TASK BRIEF: Reproduce all the lines exactly as they stand, apart from the pictures.

───── INFORMATION SUPPLIED ─────

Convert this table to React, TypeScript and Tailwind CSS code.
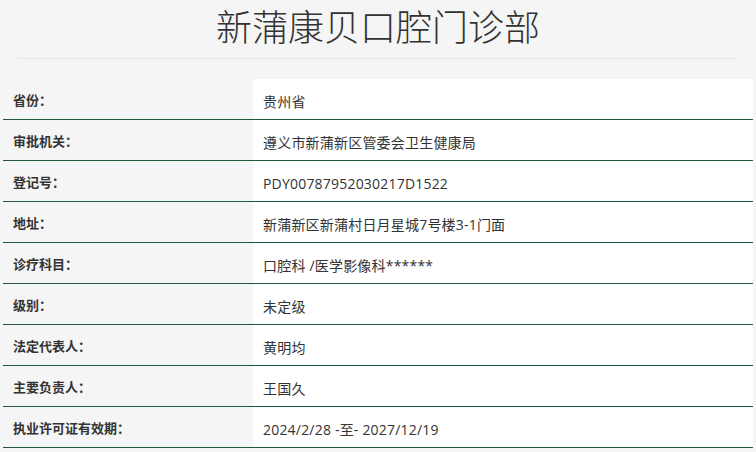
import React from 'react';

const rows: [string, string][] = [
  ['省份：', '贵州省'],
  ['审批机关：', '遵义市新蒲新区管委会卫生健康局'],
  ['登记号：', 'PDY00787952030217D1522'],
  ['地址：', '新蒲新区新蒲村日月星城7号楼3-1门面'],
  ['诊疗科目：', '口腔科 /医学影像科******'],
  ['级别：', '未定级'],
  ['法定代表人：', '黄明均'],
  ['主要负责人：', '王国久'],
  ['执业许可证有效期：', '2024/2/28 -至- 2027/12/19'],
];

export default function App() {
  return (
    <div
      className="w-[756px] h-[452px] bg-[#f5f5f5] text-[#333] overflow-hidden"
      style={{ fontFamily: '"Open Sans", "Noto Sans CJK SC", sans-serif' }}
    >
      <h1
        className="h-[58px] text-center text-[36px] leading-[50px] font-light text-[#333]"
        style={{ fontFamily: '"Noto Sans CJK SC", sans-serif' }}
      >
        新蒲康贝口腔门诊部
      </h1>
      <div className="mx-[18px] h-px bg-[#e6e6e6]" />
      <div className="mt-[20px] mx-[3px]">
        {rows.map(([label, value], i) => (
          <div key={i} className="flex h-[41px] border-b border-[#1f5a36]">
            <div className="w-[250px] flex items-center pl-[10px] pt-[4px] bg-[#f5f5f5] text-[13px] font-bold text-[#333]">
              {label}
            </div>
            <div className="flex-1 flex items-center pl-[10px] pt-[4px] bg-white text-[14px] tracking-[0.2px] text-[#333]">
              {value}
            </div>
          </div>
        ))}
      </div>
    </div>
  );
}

─────

OUTPUT FOR THIS TASK:
Convert this table to React, TypeScript and Tailwind CSS code.
import React from 'react';

const rows: [string, string][] = [
  ['省份：', '贵州省'],
  ['审批机关：', '遵义市新蒲新区管委会卫生健康局'],
  ['登记号：', 'PDY00787952030217D1522'],
  ['地址：', '新蒲新区新蒲村日月星城7号楼3-1门面'],
  ['诊疗科目：', '口腔科 /医学影像科******'],
  ['级别：', '未定级'],
  ['法定代表人：', '黄明均'],
  ['主要负责人：', '王国久'],
  ['执业许可证有效期：', '2024/2/28 -至- 2027/12/19'],
];

export default function App() {
  return (
    <div
      className="w-[756px] h-[452px] bg-[#f5f5f5] text-[#333] overflow-hidden"
      style={{ fontFamily: '"Open Sans", "Noto Sans CJK SC", sans-serif' }}
    >
      <h1
        className="h-[58px] text-center text-[36px] leading-[50px] font-light text-[#333]"
        style={{ fontFamily: '"Noto Sans CJK SC", sans-serif' }}
      >
        新蒲康贝口腔门诊部
      </h1>
      <div className="mx-[18px] h-px bg-[#e6e6e6]" />
      <div className="mt-[20px] mx-[3px]">
        {rows.map(([label, value], i) => (
          <div key={i} className="flex h-[41px] border-b border-[#1f5a36]">
            <div className="w-[250px] flex items-center pl-[10px] pt-[4px] bg-[#f5f5f5] text-[13px] font-bold text-[#333]">
              {label}
            </div>
            <div className="flex-1 flex items-center pl-[10px] pt-[4px] bg-white text-[14px] tracking-[0.2px] text-[#333]">
              {value}
            </div>
          </div>
        ))}
      </div>
    </div>
  );
}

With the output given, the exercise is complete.